Again we get to explore the political and military world of the Cold War. This story features a CIA analyst, who is secretly an ace and has managed to hide this from his superiors, but not from his wife, who on the other hand doesn’t know he’s CIA. This man has the power to freeze time, which will come in handy when the Soviets manage to capture a valuable ace asset of the United States. This story shows us how the US government picked up on the Four Aces concept and made it more into a special CIA kind of thing.
Shell Games 9/10
GRRM’s story contribution to this volume. Shell Games is a conventional superhero story about the origins of the Great and Powerful Turtle, a kind of Ace-Batman. I don’t want to give too much away here, because it’s so fun. It’s typical GRRM, the story, and it furthers the narrative in an important way as it gives the perennial drunk Tachyon has become since Degradation Rites a new purpose.
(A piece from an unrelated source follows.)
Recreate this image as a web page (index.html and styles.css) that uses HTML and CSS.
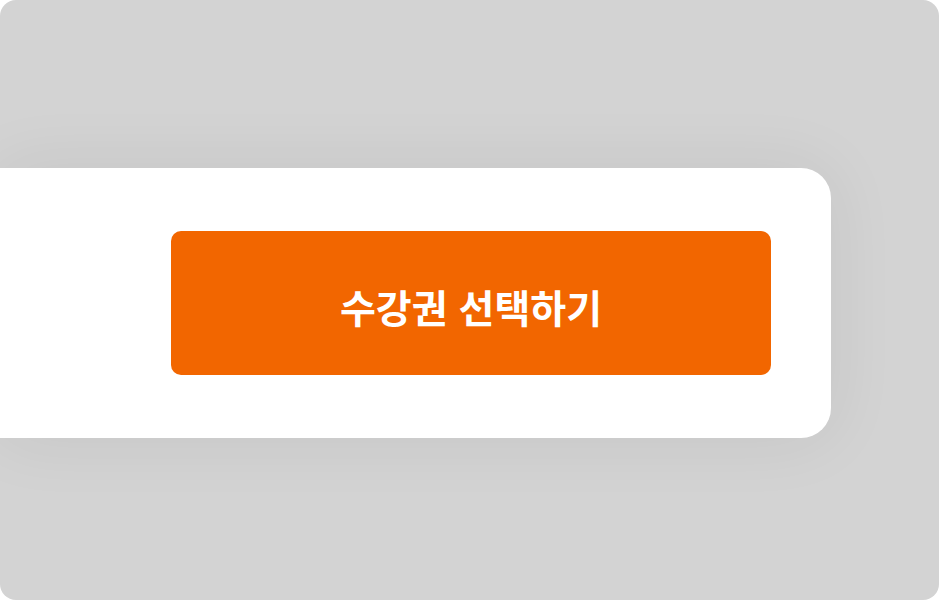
FILE: index.html
```html
<!DOCTYPE html>
<html lang="ko">
<head>
<meta charset="utf-8">
<link rel="stylesheet" href="styles.css">
</head>
<body>
<div class="frame">
  <div class="sheet">
    <button class="cta">수강권 선택하기</button>
  </div>
</div>
</body>
</html>
```
FILE: styles.css
```css
html, body {
  margin: 0;
  padding: 0;
  background: #ffffff;
}
.frame {
  width: 939px;
  height: 600px;
  box-sizing: border-box;
  background: #d3d3d3;
  border-radius: 16px;
  padding-top: 168px;
  overflow: hidden;
}
.sheet {
  width: 831px;
  height: 270px;
  box-sizing: border-box;
  background: #ffffff;
  border-radius: 0 30px 30px 0;
  padding: 63px 60px 63px 0;
  display: flex;
  justify-content: flex-end;
  box-shadow: 0 0 70px rgba(0, 0, 0, 0.07);
}
.cta {
  width: 600px;
  height: 144px;
  border: none;
  border-radius: 10px;
  background: #f26600;
  color: #ffffff;
  font-family: "Noto Sans CJK KR", "Noto Sans", sans-serif;
  font-weight: 700;
  font-size: 39px;
  line-height: 1;
  padding: 6px 0 0;
  cursor: pointer;
}
```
The Long, Dark Night of Fortunato 4/10
I really don’t like the character of Fortunato and especially his power. I find it too disgusting. Ew. Ew. Ew. Don’t even want to write about it. The story’s short, too, and without much of an ark IMO.
Transfigurations explores the hippie and post-hippie scene of the late sixties and early seventies and connects it with the Wild Cards myth. An MIT nerd meets his old high school nemesis (and secret love) who calls herself Sunflower now and wants to bring him to her side while he only wants her and to study the effects of drugs for his scientific work. It ends with a big street battle between the hippies and the pigs and an ace duel. Enjoyable.
Down Deep 7/10
This piece explores the world below New York City. Kind of like in IT, we get to explore the subway and sewer system and what lurks there. I enjoyed mostly the atmosphere and locations; the story itself had many unbelievable moments (again: powers!) and a few things remain unexplained.
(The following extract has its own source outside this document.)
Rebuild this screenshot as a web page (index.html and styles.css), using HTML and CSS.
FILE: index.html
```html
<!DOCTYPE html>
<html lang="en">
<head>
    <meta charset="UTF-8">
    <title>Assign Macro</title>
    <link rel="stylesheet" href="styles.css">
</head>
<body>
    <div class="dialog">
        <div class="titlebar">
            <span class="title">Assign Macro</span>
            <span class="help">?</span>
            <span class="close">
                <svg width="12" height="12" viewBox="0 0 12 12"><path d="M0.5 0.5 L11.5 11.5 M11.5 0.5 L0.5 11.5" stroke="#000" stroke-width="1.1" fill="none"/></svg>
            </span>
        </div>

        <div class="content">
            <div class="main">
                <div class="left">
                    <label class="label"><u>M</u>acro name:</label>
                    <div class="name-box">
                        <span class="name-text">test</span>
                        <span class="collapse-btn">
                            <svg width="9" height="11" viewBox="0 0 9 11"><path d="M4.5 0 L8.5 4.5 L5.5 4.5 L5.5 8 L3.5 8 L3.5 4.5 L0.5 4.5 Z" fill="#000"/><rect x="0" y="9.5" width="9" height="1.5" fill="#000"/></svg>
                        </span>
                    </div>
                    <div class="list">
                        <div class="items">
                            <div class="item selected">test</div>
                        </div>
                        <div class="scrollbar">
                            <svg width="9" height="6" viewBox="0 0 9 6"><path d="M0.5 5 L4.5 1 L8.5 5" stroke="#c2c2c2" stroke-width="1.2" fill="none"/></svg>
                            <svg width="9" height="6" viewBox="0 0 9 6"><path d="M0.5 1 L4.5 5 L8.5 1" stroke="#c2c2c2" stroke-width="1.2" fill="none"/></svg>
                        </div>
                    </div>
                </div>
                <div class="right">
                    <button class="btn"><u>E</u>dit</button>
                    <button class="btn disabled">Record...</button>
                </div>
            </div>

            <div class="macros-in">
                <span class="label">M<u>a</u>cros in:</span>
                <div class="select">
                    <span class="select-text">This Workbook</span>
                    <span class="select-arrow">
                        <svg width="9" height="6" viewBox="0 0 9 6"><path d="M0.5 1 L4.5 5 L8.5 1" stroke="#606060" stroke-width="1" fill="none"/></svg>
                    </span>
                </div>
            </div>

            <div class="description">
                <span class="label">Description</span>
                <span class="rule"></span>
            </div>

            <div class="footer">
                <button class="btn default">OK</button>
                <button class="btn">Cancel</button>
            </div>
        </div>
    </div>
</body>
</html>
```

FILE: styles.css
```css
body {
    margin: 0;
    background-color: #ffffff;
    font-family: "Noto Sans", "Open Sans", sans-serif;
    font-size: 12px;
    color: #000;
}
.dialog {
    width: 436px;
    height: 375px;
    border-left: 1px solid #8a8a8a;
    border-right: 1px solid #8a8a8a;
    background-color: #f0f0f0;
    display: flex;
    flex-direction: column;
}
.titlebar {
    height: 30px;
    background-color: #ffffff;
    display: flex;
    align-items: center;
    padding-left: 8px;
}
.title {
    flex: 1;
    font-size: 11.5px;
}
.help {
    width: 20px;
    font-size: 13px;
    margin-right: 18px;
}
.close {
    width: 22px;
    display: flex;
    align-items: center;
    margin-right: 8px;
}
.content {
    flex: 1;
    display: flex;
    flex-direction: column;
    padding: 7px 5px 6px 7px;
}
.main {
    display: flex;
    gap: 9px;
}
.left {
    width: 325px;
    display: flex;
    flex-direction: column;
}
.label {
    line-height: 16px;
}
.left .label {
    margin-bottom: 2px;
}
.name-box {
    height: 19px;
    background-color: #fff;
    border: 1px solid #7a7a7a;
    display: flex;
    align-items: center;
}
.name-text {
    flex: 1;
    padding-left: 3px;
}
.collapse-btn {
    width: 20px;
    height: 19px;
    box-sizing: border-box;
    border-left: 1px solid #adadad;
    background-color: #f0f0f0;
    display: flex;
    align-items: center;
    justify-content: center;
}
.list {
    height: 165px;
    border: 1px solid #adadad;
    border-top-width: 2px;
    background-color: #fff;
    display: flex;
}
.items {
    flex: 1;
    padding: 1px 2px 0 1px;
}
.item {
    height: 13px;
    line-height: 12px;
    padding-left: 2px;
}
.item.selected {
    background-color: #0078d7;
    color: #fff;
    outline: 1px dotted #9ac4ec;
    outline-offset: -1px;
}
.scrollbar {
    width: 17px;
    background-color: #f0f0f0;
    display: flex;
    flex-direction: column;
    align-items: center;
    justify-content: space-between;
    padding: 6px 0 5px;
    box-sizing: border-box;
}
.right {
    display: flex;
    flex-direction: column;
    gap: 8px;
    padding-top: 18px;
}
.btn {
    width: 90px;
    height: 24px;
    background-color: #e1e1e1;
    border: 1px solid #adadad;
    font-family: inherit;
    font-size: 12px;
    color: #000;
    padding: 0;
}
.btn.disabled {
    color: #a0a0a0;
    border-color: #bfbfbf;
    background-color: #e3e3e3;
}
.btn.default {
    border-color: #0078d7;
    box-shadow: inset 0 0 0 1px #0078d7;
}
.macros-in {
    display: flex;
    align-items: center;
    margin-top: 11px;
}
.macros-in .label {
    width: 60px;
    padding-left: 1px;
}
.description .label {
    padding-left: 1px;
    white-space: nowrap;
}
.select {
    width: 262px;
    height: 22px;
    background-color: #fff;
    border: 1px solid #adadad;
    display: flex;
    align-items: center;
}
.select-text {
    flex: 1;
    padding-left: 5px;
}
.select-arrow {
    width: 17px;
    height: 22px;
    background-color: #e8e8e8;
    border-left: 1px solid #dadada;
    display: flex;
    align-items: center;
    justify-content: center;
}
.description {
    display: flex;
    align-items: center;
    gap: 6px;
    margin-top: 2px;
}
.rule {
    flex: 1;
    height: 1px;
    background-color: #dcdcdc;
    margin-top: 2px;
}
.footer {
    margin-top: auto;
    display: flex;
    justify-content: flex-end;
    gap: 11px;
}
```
Ha! This story will really surprise and shock you! It also seems to set things up for later books. I don’t want to spoil you, so I’ll just say that I really liked it.
Ghost Girl Takes Manhattan 8/10
Another new story. It’s about a girl who loses her friend on a night out in Jokertown and spends the rest of the night trying to find her while also running from thugs who are after a key a girl in a club put into her hands. The difference: She has the ace power of gliding at will through solid objects. Thus: Ghost Girl. Also enjoyable.
Comes a Hunter 7/10
The final story is about a former soldier who left Vietnam disillusioned and now lives illegally in the US. He gets into conflict with a powerful former Vietnamese general who made it big in the drug trade while maintaining his respectable cover with the authorities. He kidnapped the daughter of one of the solder’s former allies and killed her father, which sets the captain on the path of revenge.
The big premise of this story, I think, is a fight between a normal guy and an ace, which is pretty well done.
Read Wild Cards!
All in all, there are stronger and weaker stories in this volume, as is natural for such a project, but the sum really is more than its parts. The great thing about Wild Cards I is that almost each story, except for the new ones that were added to this edition (Powers, Captain Cathode and the Secret Ace, Ghost Girl Takes Manhattan) continues the bigger story ark. Each story picks up one or more of the myriads of plot threads and spins it further, thus creating an overall narrative that looms large. I’ve never seen a collective narrative enterprise like this and am very, very impressed. I wonder how GRRM coordinated all of this. The result seems seamless, even though most of the stories were probably written simultaneously.